Au sein de l’OIF, il y a des débats, des discussions, des sensibilités plus fortes
sur les questions internationales, comme la situation au Moyen-Orient, selon Richard Marcoux.
La Francophonie contient une population musulmane très importante. Le conflit au Liban, le conflit avec Israël, la position d’Israël actuellement, ça risque de faire débat, ça, c’est clair.
Pour Louise Beaudoin, qui a assisté au 9e Sommet de la Francophonie au Liban en 2002 à titre de ministre des Relations internationales du Québec, la crise au Moyen-Orient devrait être un sujet incontournable à Paris cette semaine.
Il me semble que la Francophonie devrait aussi mettre son poids sur des questions comme celle-là
, croit-elle tout en reconnaissant que c’est plus difficile, parce que la politique, c’est moins dans l’ADN de la Francophonie
.
Mais j’espère, poursuit-elle, que tout le monde va comprendre que ce qui se passe au Liban et ce qui se passe au Moyen-Orient est extrêmement grave.
La secrétaire générale de la Francophonie, Louise Mushikiwabo, a exprimé la solidarité de la famille francophone avec le peuple libanais. Elle en appelle au respect du droit international humanitaire et invite tous les acteurs concernés à œuvrer en faveur de la désescalade.
Avant son départ pour Paris, le premier ministre Trudeau a dénoncé sans réserve l’attaque de missiles par l’Iran sur Israël, une action d’un régime qui appuie le terrorisme et met à risque la paix dans la région
.
Nous reconnaissons qu’Israël a le droit de se défendre de ces attaques
, a affirmé le premier ministre, qui en a également appelé à la protection des civils et à l’augmentation de l’aide humanitaire à Gaza et au Liban
.
Les chicanes en immigration
Comme le Québec est un membre de plein droit de l’OIF, François Legault a un siège à la table du Sommet, pas trop loin de celui de Justin Trudeau.

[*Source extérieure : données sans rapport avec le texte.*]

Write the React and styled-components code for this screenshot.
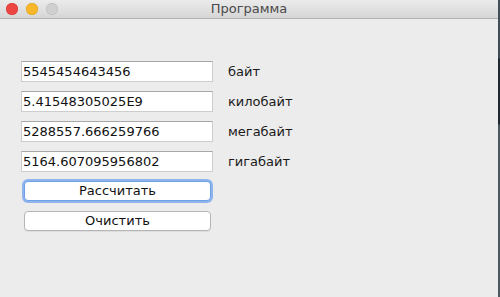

Est-ce que les deux hommes, après avoir lavé leur linge sale en public à propos de l’immigration en présence du président français la semaine dernière au Canada, vont aller jusqu’à poursuivre la dispute chez les cousins français?
J’espère très franchement qu’ils vont attendre d’être de retour au Québec et au Canada pour continuer ce débat-là. Ce n’est pas la place, ce n’est pas l’endroit.
Déjà en France depuis le début de la semaine, François Legault a évoqué un transfert obligatoire de migrants vers d’autres provinces et proposé à Ottawa de créer des zones d’attente pour héberger les migrants qui attendront ce transfert.
Le Canada, ce n’est pas la France, a rétorqué le ministre fédéral de l’Immigration, Marc Miller. Il dénonce cette idée comme une tentative désespérée
du gouvernement Legault et comme une mesure qui pourrait être contraire à la Charte
.
Contrairement au Sommet de la Francophonie de Djerba, en Tunisie, en 2022, François Legault et Justin Trudeau n’ont pas de rencontre en tête-à-tête prévue lors du sommet de Paris.